Audio Transfer Grade:

Disc Extras

Animated menu
Scene Access with 24 cues and remote access
Subtitles/Captions in English, Spanish with remote access
1 Original Trailer(s)
12 Other Trailer(s) featuring Girl with a Pearl Earring
1 Featurette(s)
1 Feature/Episode commentary by Billy Ray, Charles Lane
Packaging: Amaray
Picture Disc
1 Disc
1-Sided disc(s)
Layers: dual

Extras Review: The movie is infuriating, and the commentary track only ratifies that. The writer/director is joined by Chuck Lane, Glass' actual editor; Billy Ray gets most of the air time, and he's full of self-congratulation. The film and the people who worked on it are routinely and frequently described as: "fantastic," "extraordinary," "brilliant," "thrilling," "beautiful," "wonderful," and "outstanding." It's nice that he thinks so; but he should save this talk for the wrap party. What's fascinating here is what he glides right over, what he unwisely left out of his script: at one point he alludes to Glass' girlfriend at the time. Where is she? Lane chimes in occasionally, and he's respectful of Ray, but the best stuff he has to say comes from his own experience—I especially appreciated that he used Bill Bradlee's memoir and its section on the Janet Cooke case as a playbook for how to deal with Glass.

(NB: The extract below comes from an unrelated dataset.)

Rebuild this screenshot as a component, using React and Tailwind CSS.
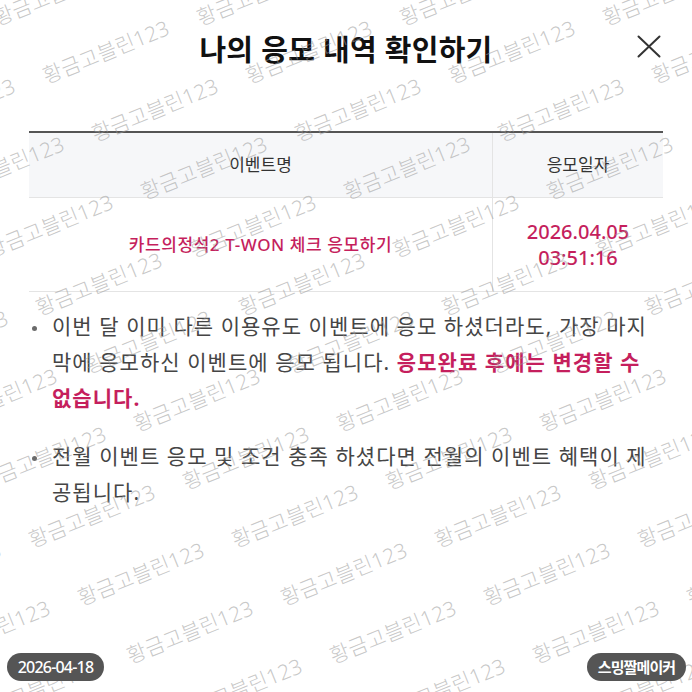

You'll find the pair of trailers under the Lion's Gate logo, and also on hand is a piece (12m:36s) on Glass that ran on 60 Minutes; Glass himself is interviewed, and while he's there to shill his own book, Steve Kroft gleans more insight from him in a couple of minutes than Ray does from his story in an hour and a half.

Extras Grade: C
 

Final Comments

The injury is that this film isn't very good; the insult is that the filmmakers think it's brilliant. This is a story worth revisiting at another time, in another movie; but do yourself a favor and go rent The Insider or All the President's Men instead.